As part of the annual review, the Pillar 3 Disclosure Document will be reviewed by the GIM Operating Board and approved by the GAM Operating Committee.
Pillar 3 Disclosure – Remuneration
Under the UK Financial Conduct Authority BIPRU Remuneration Code (“Code”), Genesis Investment Management, LLP (“GIM”) must disclose certain information regarding its remuneration policies and practices for individuals whose professional activities have a material impact on its risk profile (“Code Staff”).
The disclosure provided below for GIM is appropriate given the firm’s size, internal organisation and the nature, scope and complexity of its activities.
Remuneration arrangements at GIM aim to promote effective risk management and are consistent with Genesis’ risk profile, risk appetite and risk strategy. GIM adopts a prudent approach when determining the total amount of variable remuneration distributable. The disclosure includes profit for the financial year available for discretionary division among members.

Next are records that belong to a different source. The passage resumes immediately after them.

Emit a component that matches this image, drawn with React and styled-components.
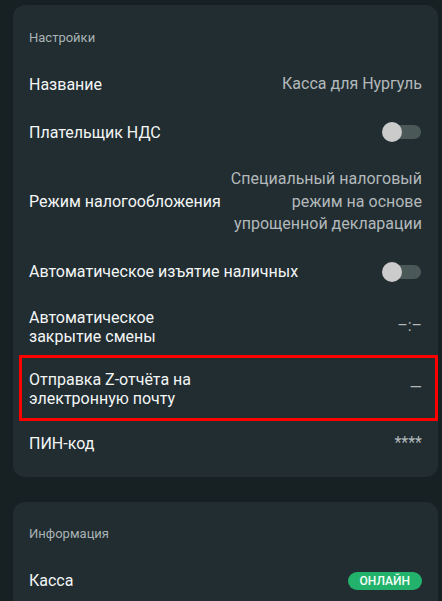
import React from 'react';
import styled, { createGlobalStyle } from 'styled-components';

const GlobalStyle = createGlobalStyle`
    html, body {
        margin: 0;
        padding: 0;
        background: #172022;
        font-family: Roboto, "Noto Sans", "Liberation Sans", sans-serif;
        -webkit-font-smoothing: antialiased;
    }
`

const Page = styled.div`
    padding: 5px 4px 0 13px;
    height: 596px;
    overflow: hidden;
`

const Card = styled.div`
    background: #212d31;
    border-radius: 12px;
    padding: 9px 16px 9px 16px;
    margin-bottom: 25px;
`

const CardTitle = styled.div`
    height: 46px;
    display: flex;
    align-items: center;
    font-size: 13px;
    color: #a9b2b4;
`

const Row = styled.div`
    position: relative;
    display: flex;
    align-items: center;
    justify-content: space-between;
    gap: 10px;
    min-height: 48px;
    padding: ${p => (p.tall ? '12px 0' : '0')};
    box-sizing: border-box;

    ${p => p.highlight && `
        &::after {
            content: '';
            position: absolute;
            left: -10px;
            right: -16px;
            top: -3px;
            bottom: -1px;
            border: 3px solid #ff0000;
            pointer-events: none;
        }
    `}
`

const Label = styled.div`
    flex-shrink: 0;
    font-size: 16px;
    line-height: 19px;
    color: #f4f6f6;
    max-width: ${p => (p.narrow ? '180px' : 'none')};
`

const Value = styled.div`
    font-size: 16px;
    line-height: 22.5px;
    color: #b3b9bb;
    text-align: right;
    max-width: 194px;
`

const Toggle = styled.div`
    position: relative;
    width: 38px;
    height: 14px;
    margin-right: 1px;
    border-radius: 7px;
    background: #4a5957;

    &::before {
        content: '';
        position: absolute;
        left: -1px;
        top: -3px;
        width: 20px;
        height: 20px;
        border-radius: 50%;
        background: #cbcbcb;
    }
`

const Badge = styled.div`
    height: 18px;
    padding: 0 12px;
    border-radius: 9px;
    background: #23b26b;
    color: #f4fff8;
    font-size: 12px;
    font-weight: 500;
    line-height: 18px;
`

const App = () => {
    return (
        <Page>
            <GlobalStyle />
            <Card>
                <CardTitle>Настройки</CardTitle>
                <Row>
                    <Label>Название</Label>
                    <Value>Касса для Нургуль</Value>
                </Row>
                <Row>
                    <Label>Плательщик НДС</Label>
                    <Toggle />
                </Row>
                <Row tall>
                    <Label>Режим налогообложения</Label>
                    <Value>Специальный налоговый режим на основе упрощенной декларации</Value>
                </Row>
                <Row>
                    <Label>Автоматическое изъятие наличных</Label>
                    <Toggle />
                </Row>
                <Row tall>
                    <Label narrow>Автоматическое закрытие смены</Label>
                    <Value>–:–</Value>
                </Row>
                <Row tall highlight>
                    <Label narrow>Отправка Z-отчёта на электронную почту</Label>
                    <Value>—</Value>
                </Row>
                <Row>
                    <Label>ПИН-код</Label>
                    <Value>****</Value>
                </Row>
            </Card>
            <Card>
                <CardTitle>Информация</CardTitle>
                <Row>
                    <Label>Касса</Label>
                    <Badge>ОНЛАЙН</Badge>
                </Row>
            </Card>
        </Page>
    );
}

export default App;
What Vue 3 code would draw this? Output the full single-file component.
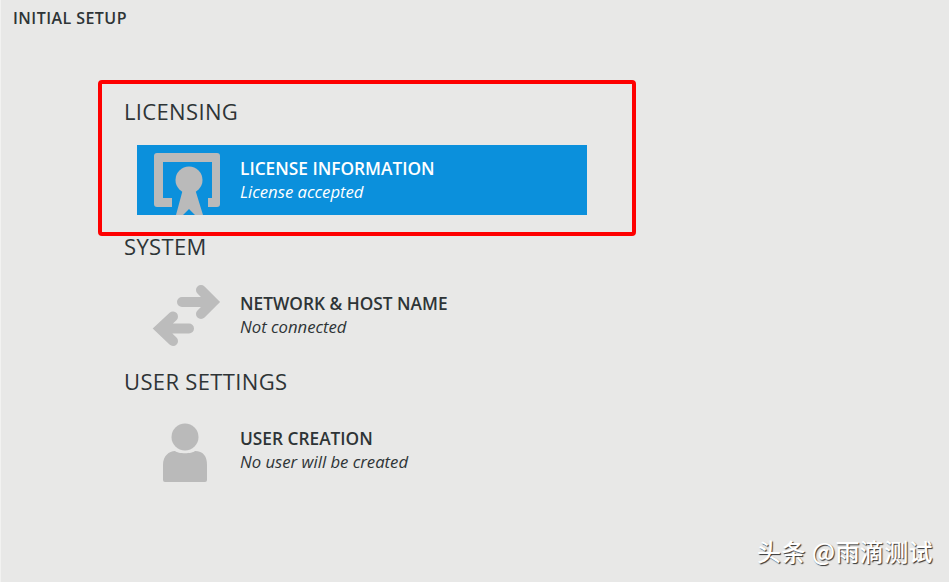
<script setup>
const sections = [
  { heading: 'LICENSING', icon: 'license', title: 'LICENSE INFORMATION', status: 'License accepted', selected: true },
  { heading: 'SYSTEM', icon: 'network', title: 'NETWORK & HOST NAME', status: 'Not connected', selected: false },
  { heading: 'USER SETTINGS', icon: 'user', title: 'USER CREATION', status: 'No user will be created', selected: false },
]
</script>

<template>
  <div class="page">
    <header class="topbar">INITIAL SETUP</header>
    <main class="hub">
      <section v-for="s in sections" :key="s.heading" class="category">
        <h2 class="heading">{{ s.heading }}</h2>
        <div class="spoke" :class="{ selected: s.selected }">
          <svg class="icon" width="100" height="70" viewBox="0 0 100 70">
            <g v-if="s.icon === 'license'" fill="#bababa">
              <path d="M20 8h60a3 3 0 0 1 3 3v48a3 3 0 0 1-3 3H71v-9h4V17H26v36h9v9H20a3 3 0 0 1-3-3V11a3 3 0 0 1 3-3z" />
              <circle cx="52" cy="35" r="13.5" />
              <path d="M46 44h12l8 26H58l-6-6-6 6H39z" />
            </g>
            <g v-else-if="s.icon === 'network'" fill="none" stroke="#bcbcbc" stroke-width="10" stroke-linecap="round" stroke-linejoin="miter">
              <path d="M45 22H76M64 10L76 22 64 34" />
              <path d="M52 48.500H23M36 36.500L23 48.500 36 61" />
            </g>
            <g v-else fill="#bababa">
              <circle cx="48" cy="22" r="13.500" />
              <path d="M26 50c0-9 6-14 12-14 3 3 17 3 20 0 8 0 12 5 12 14v15a2 2 0 0 1-2 2H28a2 2 0 0 1-2-2z" />
            </g>
          </svg>
          <div class="labels">
            <div class="title">{{ s.title }}</div>
            <div class="status">{{ s.status }}</div>
          </div>
        </div>
      </section>
    </main>
    <div class="annotation"></div>
    <div class="watermark">头条 @雨滴测试</div>
  </div>
</template>

<style>
html, body { margin: 0; padding: 0; }
</style>

<style scoped>
.page {
  position: relative;
  width: 949px;
  height: 582px;
  overflow: hidden;
  box-sizing: border-box;
  background: #e8e8e7;
  border-left: 1px solid #f2f2f1;
  font-family: "Open Sans", "Noto Sans", sans-serif;
  color: #2e3436;
}
.topbar {
  padding: 8px 0 0 12px;
  font-size: 16px;
  line-height: 20px;
  font-weight: 600;
  letter-spacing: 0.45px;
}
.hub {
  display: flex;
  flex-direction: column;
  padding: 52px 0 0 123px;
}
.category {
  display: flex;
  flex-direction: column;
}
.heading {
  margin: 0;
  height: 65px;
  box-sizing: border-box;
  padding-top: 17px;
  font-size: 22px;
  line-height: 28px;
  font-weight: 400;
  letter-spacing: 0.35px;
}
.spoke {
  display: flex;
  align-items: center;
  width: 450px;
  height: 70px;
  margin-left: 13px;
}
.spoke.selected {
  background: #0b90dc;
  color: #fff;
}
.icon {
  flex: none;
  display: block;
}
.labels {
  margin-left: 3px;
  display: flex;
  flex-direction: column;
}
.title {
  font-size: 17.3px;
  line-height: 24px;
  font-weight: 600;
}
.status {
  font-size: 16.700px;
  line-height: 22px;
  font-style: italic;
}
.annotation {
  position: absolute;
  left: 97px;
  top: 80px;
  width: 538px;
  height: 156px;
  box-sizing: border-box;
  border: 4px solid #fe0000;
  border-radius: 4px;
}
.watermark {
  position: absolute;
  right: 16px;
  bottom: 16px;
  font-family: "Noto Sans CJK SC", sans-serif;
  font-size: 24px;
  line-height: 30px;
  font-weight: 500;
  letter-spacing: 0.4px;
  color: #fff;
  text-shadow: 1px 1px 1px #333;
}
</style>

GIM’s remuneration policy has evolved over the life of the Firm. The key requirements of the Code were already reflected in GIM’s remuneration arrangements before the Firm became subject to the Code, only enhancements to documentation related to remuneration have been undertaken in response to the Code.
The decision-making process
The following arrangements are in place:
- The Operating Board of GIM acts as a remuneration committee and confirms remuneration recommendations in respect of GIM Staff Members.
- The Governing Board of GAM fulfils the function of a remuneration committee with regard to oversight of the income of Partners and members of the Pre-Partnership Scheme.
- The GAM Audit Committee acts as the remuneration committee for the GAM Non-Executive Directors, who are only relevant to GIM through their role in managing the Genesis Group.
The link between pay and performance
Remuneration arrangements for the four categories of individuals identified as meeting the FCA’s criteria for Code Staff are described below.
Individual partners have each contributed capital to Genesis and entered into a commitment to remain in Genesis for a minimum fixed period. Genesis’ compensation culture is focused upon performance rather than entitlement, and long-term business viability rather than short-term personal gain. All Partners are assessed on a four-year rolling basis and rewarded on their contribution and long-term impact on the business. Partners’ remuneration from GIM is comprised of share of net profits on a discretionary basis, determined by the overall profitability of the Firm in a given year, together with recognition of individual contribution. Although GIM, as a BIPRU firm, is not required to operate a deferral scheme, 25% of all Partner remuneration from GIM is deferred for three years. Genesis Partners can choose to receive their remuneration in cash or units in Genesis-managed funds with at least 50% of the deferred amount in Genesis-managed funds.
Members of the Pre-Partnership Scheme ("PPS")
Staff who are members of the PPS receive a fixed salary and an annual discretionary payment under the PPS long term incentive scheme determined using similar criteria to that for Investment Partners.
Investment Team Staff Members
Investment Team Staff members receive a salary (capped at the level of Partners’ drawings) and a discretionary bonus based on their investment performance. Guarantees for bonuses may only be offered in the initial year of joining.
Non-Executive Directors on the GAM Operating Committee ("NEDs")
Remuneration arrangements are recorded in relevant letters of engagement. NEDs receive a fixed fee.
Aggregate quantitative information on remuneration
The aggregate remuneration of Code Staff from GIM in 2014 was £65,082,000.
All Code Staff were senior managers, risk takers or non-executive directors.
GIM has only one business line: the provision of investment management and advisory services to institutional clients investing in equity securities in emerging markets.